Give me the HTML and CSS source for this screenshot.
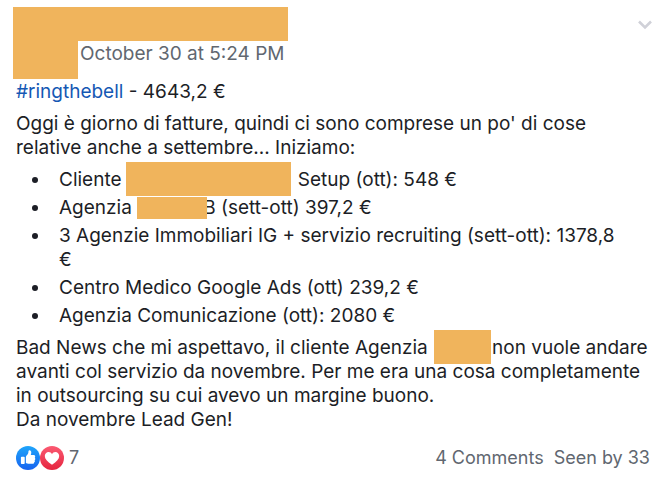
FILE: index.html
```
<!DOCTYPE html>
<html lang="it">

<head>
    <meta charset="UTF-8"/>
    <meta content="width=device-width, initial-scale=1.0" name="viewport"/>
    <title>#ringthebell</title>
    <link rel="stylesheet" href="styles.css">
</head>

<body>
    <article class="post">
        <!-- author and date -->
        <header class="header">
            <div class="avatar"></div>
            <div class="meta">
                <div class="author"></div>
                <a class="date" href="#">October 30 at 5:24 PM</a>
            </div>
            <button class="more" aria-label="More">
                <svg width="16" height="12" viewBox="0 0 16 12">
                    <path d="M2 2.5 8 8.5 14 2.5" fill="none" stroke="#d0d1d8" stroke-width="2.6"/>
                </svg>
            </button>
        </header>

        <div class="content">
            <p><a class="tag" href="#">#ringthebell</a> - 4643,2 €</p>
            <p>Oggi è giorno di fatture, quindi ci sono comprese un po' di cose relative anche a settembre... Iniziamo:</p>
            <ul class="list">
                <li>Cliente<span class="mask mask-client"></span> Setup (ott): 548 €</li>
                <li>Agenzia <span class="mask mask-agency"></span>B (sett-ott) 397,2 €</li>
                <li>3 Agenzie Immobiliari IG + servizio recruiting (sett-ott): 1378,8 €</li>
                <li>Centro Medico Google Ads (ott) 239,2 €</li>
                <li>Agenzia Comunicazione (ott): 2080 €</li>
            </ul>
            <p>Bad News che mi aspettavo, il cliente Agenzia <span class="mask mask-name"></span>non vuole andare avanti col servizio da novembre. Per me era una cosa completamente in outsourcing su cui avevo un margine buono.<br>Da novembre Lead Gen!</p>
        </div>

        <!-- reactions and counters -->
        <footer class="footer">
            <div class="reactions">
                <svg width="24" height="24" viewBox="0 0 24 24">
                    <defs>
                        <linearGradient id="blue" x1="0" y1="0" x2="0" y2="1">
                            <stop offset="0" stop-color="#1fa5fb"/>
                            <stop offset="1" stop-color="#1763ef"/>
                        </linearGradient>
                    </defs>
                    <circle cx="12" cy="12" r="12" fill="url(#blue)"/>
                    <path d="M5.7 10.7h2.2c.5 0 .8.3.8.8v5.7c0 .5-.3.8-.8.8H5.7c-.5 0-.8-.3-.8-.8v-5.7c0-.5.3-.8.8-.8z" fill="#fff"/>
                    <path d="M9.9 11.2c0-1 .5-1.5 1.2-2.3.9-1 1.3-1.8 1.3-3.2 0-.9.4-1.5 1.1-1.5 1.2 0 1.8 1 1.8 2.4 0 .9-.3 1.7-.5 2.5h2.8c1 0 1.6.7 1.6 1.5 0 .5-.2.9-.5 1.2.4.3.6.7.6 1.2 0 .6-.3 1-.7 1.3.2.3.3.6.3.9 0 .6-.4 1-.8 1.2 0 .9-.5 1.4-1.6 1.4h-3.3c-1.6 0-2.4-.4-3.3-.8z" fill="#fff"/>
                </svg>
                <svg width="24" height="24" viewBox="0 0 24 24">
                    <defs>
                        <linearGradient id="red" x1="0" y1="0" x2="0" y2="1">
                            <stop offset="0" stop-color="#fb5a72"/>
                            <stop offset="1" stop-color="#e5253f"/>
                        </linearGradient>
                    </defs>
                    <circle cx="12" cy="12" r="12" fill="url(#red)"/>
                    <path d="M12 18.8C7.3 15.6 4.8 13.2 4.8 10.1c0-2.3 1.7-4 3.8-4 1.6 0 2.8.8 3.4 2.1.6-1.3 1.8-2.1 3.4-2.1 2.1 0 3.8 1.7 3.8 4 0 3.1-2.5 5.5-7.2 8.7z" fill="#fff"/>
                </svg>
                <span class="count">7</span>
            </div>
            <div class="stats">
                <a href="#">4 Comments</a>
                <a href="#">Seen by 33</a>
            </div>
        </footer>
    </article>
</body>

</html>
```
FILE: styles.css
```
* {
    margin: 0;
    padding: 0;
    box-sizing: border-box;
}

body {
    background: #fff;
    color: #1c1e26;
    font: 19px/24px Inter, "Liberation Sans", sans-serif;
}

a {
    color: inherit;
    text-decoration: none;
}

.header {
    display: flex;
    padding: 7px 13px 0;
}

.avatar {
    width: 65px;
    height: 72px;
    background: #f0b45c;
}

.meta {
    flex: 1;
}

.author {
    width: 210px;
    height: 34px;
    background: #f0b45c;
}

.date {
    display: block;
    padding: 1px 0 0 2px;
    color: #616770;
}

.more {
    height: 12px;
    margin-top: 12px;
    border: none;
    background: none;
    cursor: pointer;
}

.more svg {
    display: block;
}

.content {
    padding: 1px 16px 0;
}

.content p {
    margin-bottom: 8px;
}

.tag {
    color: #1558b4;
}

.list {
    margin-bottom: 8px;
    list-style: none;
}

.list li {
    position: relative;
    margin-bottom: 4px;
    padding: 0 24px 0 43px;
}

.list li::before {
    content: "";
    position: absolute;
    top: 9px;
    left: 16px;
    width: 6px;
    height: 6px;
    border-radius: 50%;
    background: #1c1e26;
}

/* covered names */
.mask {
    display: inline-block;
    position: relative;
    height: 34px;
    margin: -6px 1px -4px;
    background: #f0b45c;
    vertical-align: top;
}

.mask-client {
    width: 165px;
    margin: -6px 2px -4px 4px;
}

.mask-agency {
    width: 70px;
    height: 22px;
    margin: 1px -4px 1px 0;
}

.mask-name {
    width: 57px;
}

.footer {
    display: flex;
    justify-content: space-between;
    padding: 6px 16px 12px;
    color: #616770;
    font-size: 18px;
}

.reactions {
    display: flex;
}

.count {
    margin-left: 5px;
}

.stats {
    display: flex;
    gap: 10px;
}
```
··········
TASK TO CARRY OUT:
Omit every picture, then reproduce the rest of the listing exactly.

EXPECTED ANSWER:
Give me the HTML and CSS source for this screenshot.
FILE: index.html
```
<!DOCTYPE html>
<html lang="it">

<head>
    <meta charset="UTF-8"/>
    <meta content="width=device-width, initial-scale=1.0" name="viewport"/>
    <title>#ringthebell</title>
    <link rel="stylesheet" href="styles.css">
</head>

<body>
    <article class="post">
        <!-- author and date -->
        <header class="header">
            <div class="avatar"></div>
            <div class="meta">
                <div class="author"></div>
                <a class="date" href="#">October 30 at 5:24 PM</a>
            </div>
            <button class="more" aria-label="More">
                <svg width="16" height="12" viewBox="0 0 16 12">
                    <path d="M2 2.5 8 8.5 14 2.5" fill="none" stroke="#d0d1d8" stroke-width="2.6"/>
                </svg>
            </button>
        </header>

        <div class="content">
            <p><a class="tag" href="#">#ringthebell</a> - 4643,2 €</p>
            <p>Oggi è giorno di fatture, quindi ci sono comprese un po' di cose relative anche a settembre... Iniziamo:</p>
            <ul class="list">
                <li>Cliente<span class="mask mask-client"></span> Setup (ott): 548 €</li>
                <li>Agenzia <span class="mask mask-agency"></span>B (sett-ott) 397,2 €</li>
                <li>3 Agenzie Immobiliari IG + servizio recruiting (sett-ott): 1378,8 €</li>
                <li>Centro Medico Google Ads (ott) 239,2 €</li>
                <li>Agenzia Comunicazione (ott): 2080 €</li>
            </ul>
            <p>Bad News che mi aspettavo, il cliente Agenzia <span class="mask mask-name"></span>non vuole andare avanti col servizio da novembre. Per me era una cosa completamente in outsourcing su cui avevo un margine buono.<br>Da novembre Lead Gen!</p>
        </div>

        <!-- reactions and counters -->
        <footer class="footer">
            <div class="reactions">
                <svg width="24" height="24" viewBox="0 0 24 24">
                    <defs>
                        <linearGradient id="blue" x1="0" y1="0" x2="0" y2="1">
                            <stop offset="0" stop-color="#1fa5fb"/>
                            <stop offset="1" stop-color="#1763ef"/>
                        </linearGradient>
                    </defs>
                    <circle cx="12" cy="12" r="12" fill="url(#blue)"/>
                    <path d="M5.7 10.7h2.2c.5 0 .8.3.8.8v5.7c0 .5-.3.8-.8.8H5.7c-.5 0-.8-.3-.8-.8v-5.7c0-.5.3-.8.8-.8z" fill="#fff"/>
                    <path d="M9.9 11.2c0-1 .5-1.5 1.2-2.3.9-1 1.3-1.8 1.3-3.2 0-.9.4-1.5 1.1-1.5 1.2 0 1.8 1 1.8 2.4 0 .9-.3 1.7-.5 2.5h2.8c1 0 1.6.7 1.6 1.5 0 .5-.2.9-.5 1.2.4.3.6.7.6 1.2 0 .6-.3 1-.7 1.3.2.3.3.6.3.9 0 .6-.4 1-.8 1.2 0 .9-.5 1.4-1.6 1.4h-3.3c-1.6 0-2.4-.4-3.3-.8z" fill="#fff"/>
                </svg>
                <svg width="24" height="24" viewBox="0 0 24 24">
                    <defs>
                        <linearGradient id="red" x1="0" y1="0" x2="0" y2="1">
                            <stop offset="0" stop-color="#fb5a72"/>
                            <stop offset="1" stop-color="#e5253f"/>
                        </linearGradient>
                    </defs>
                    <circle cx="12" cy="12" r="12" fill="url(#red)"/>
                    <path d="M12 18.8C7.3 15.6 4.8 13.2 4.8 10.1c0-2.3 1.7-4 3.8-4 1.6 0 2.8.8 3.4 2.1.6-1.3 1.8-2.1 3.4-2.1 2.1 0 3.8 1.7 3.8 4 0 3.1-2.5 5.5-7.2 8.7z" fill="#fff"/>
                </svg>
                <span class="count">7</span>
            </div>
            <div class="stats">
                <a href="#">4 Comments</a>
                <a href="#">Seen by 33</a>
            </div>
        </footer>
    </article>
</body>

</html>
```
FILE: styles.css
```
* {
    margin: 0;
    padding: 0;
    box-sizing: border-box;
}

body {
    background: #fff;
    color: #1c1e26;
    font: 19px/24px Inter, "Liberation Sans", sans-serif;
}

a {
    color: inherit;
    text-decoration: none;
}

.header {
    display: flex;
    padding: 7px 13px 0;
}

.avatar {
    width: 65px;
    height: 72px;
    background: #f0b45c;
}

.meta {
    flex: 1;
}

.author {
    width: 210px;
    height: 34px;
    background: #f0b45c;
}

.date {
    display: block;
    padding: 1px 0 0 2px;
    color: #616770;
}

.more {
    height: 12px;
    margin-top: 12px;
    border: none;
    background: none;
    cursor: pointer;
}

.more svg {
    display: block;
}

.content {
    padding: 1px 16px 0;
}

.content p {
    margin-bottom: 8px;
}

.tag {
    color: #1558b4;
}

.list {
    margin-bottom: 8px;
    list-style: none;
}

.list li {
    position: relative;
    margin-bottom: 4px;
    padding: 0 24px 0 43px;
}

.list li::before {
    content: "";
    position: absolute;
    top: 9px;
    left: 16px;
    width: 6px;
    height: 6px;
    border-radius: 50%;
    background: #1c1e26;
}

/* covered names */
.mask {
    display: inline-block;
    position: relative;
    height: 34px;
    margin: -6px 1px -4px;
    background: #f0b45c;
    vertical-align: top;
}

.mask-client {
    width: 165px;
    margin: -6px 2px -4px 4px;
}

.mask-agency {
    width: 70px;
    height: 22px;
    margin: 1px -4px 1px 0;
}

.mask-name {
    width: 57px;
}

.footer {
    display: flex;
    justify-content: space-between;
    padding: 6px 16px 12px;
    color: #616770;
    font-size: 18px;
}

.reactions {
    display: flex;
}

.count {
    margin-left: 5px;
}

.stats {
    display: flex;
    gap: 10px;
}
```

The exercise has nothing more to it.